Frank: Yeah, I mean Name.com, as a company, is certainly more than just a storefront. And the people I have visited before are certainly great people, but yeah, an addition to the channel for Demand Media sort of. I would see that they are probably seeing it as such. Even though they are saying too that the company will remain a separate company and be run as such, but obviously they might have some wishes regarding new gTLDs.

Michael: Yeah. Okay. So, I understand the landscape of how you explain the industry to potential investors in the marketplace. How do you explain the top-level domains to financial investors?

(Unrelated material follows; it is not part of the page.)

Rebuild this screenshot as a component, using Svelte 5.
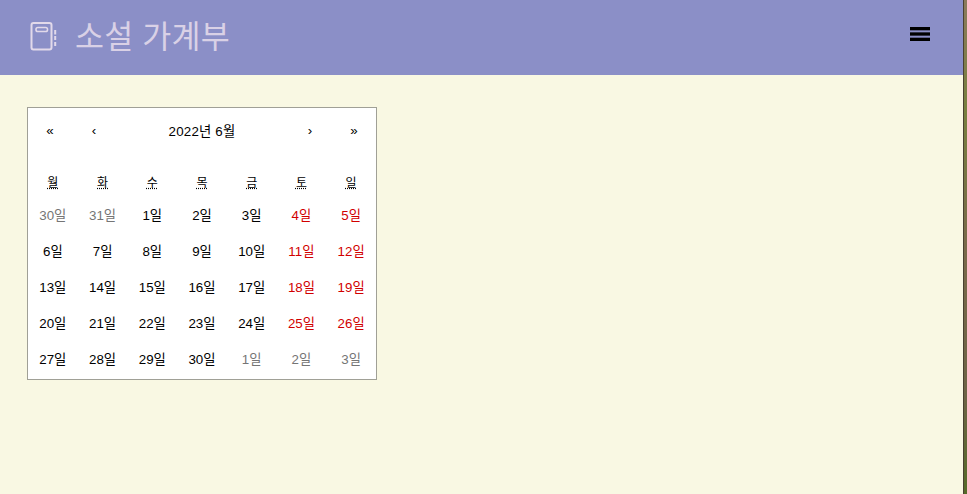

Frank: Well, basically, I would look at the history of other new TLDs that have been introduced, like .MOBI. Maybe .CO, which was more a CCTLD we launched. Obviously country level domain we launched, but technically also, from a marketing perspective, very interesting how it was done. And probably a good example for new gTLDs; something that they could be doing in their space to launch. And then the companies that are sort of behind them. I mean there is interest in obviously the larger players, but also the people that do not come from the domain space, like Amazon and Google, that certainly have an interesting share of applications that is drawing a lot of controversy lately too with regards to them owning generics, which sort of remind me of domain names too. I mean obviously it is just domain name investing and pull to the next level, through the top level, of the domains.

Michael: So, if you had to name the top three most successful top-level domain launches, regardless of whether it is a CCTLD or gTLD that have been successful, what would you name?

Frank: Oh, that is a tough question. You did not give me that one in advance.

Michael: What? Frank, do not tell my secrets. I do not share any questions with you in advance.

Frank: No, I am just kidding. I do not know. That is a good question. I mean .CO was certainly one of the most recent ones; one that comes to mind. Interesting because also, in the sense of, they did not go for the broad approach. They started with a few select registrars in order to get started and helped market out there to startups and so on, so it was a very interesting approach. But then again, on the other end, you have .MOBI, which certainly is not one of the most successful ones, but they did go out to get people to build mobile sites and so on. The approach was good. Probably the timing was not good because it took too long to launch. Not necessarily at their own fault, but it is hard.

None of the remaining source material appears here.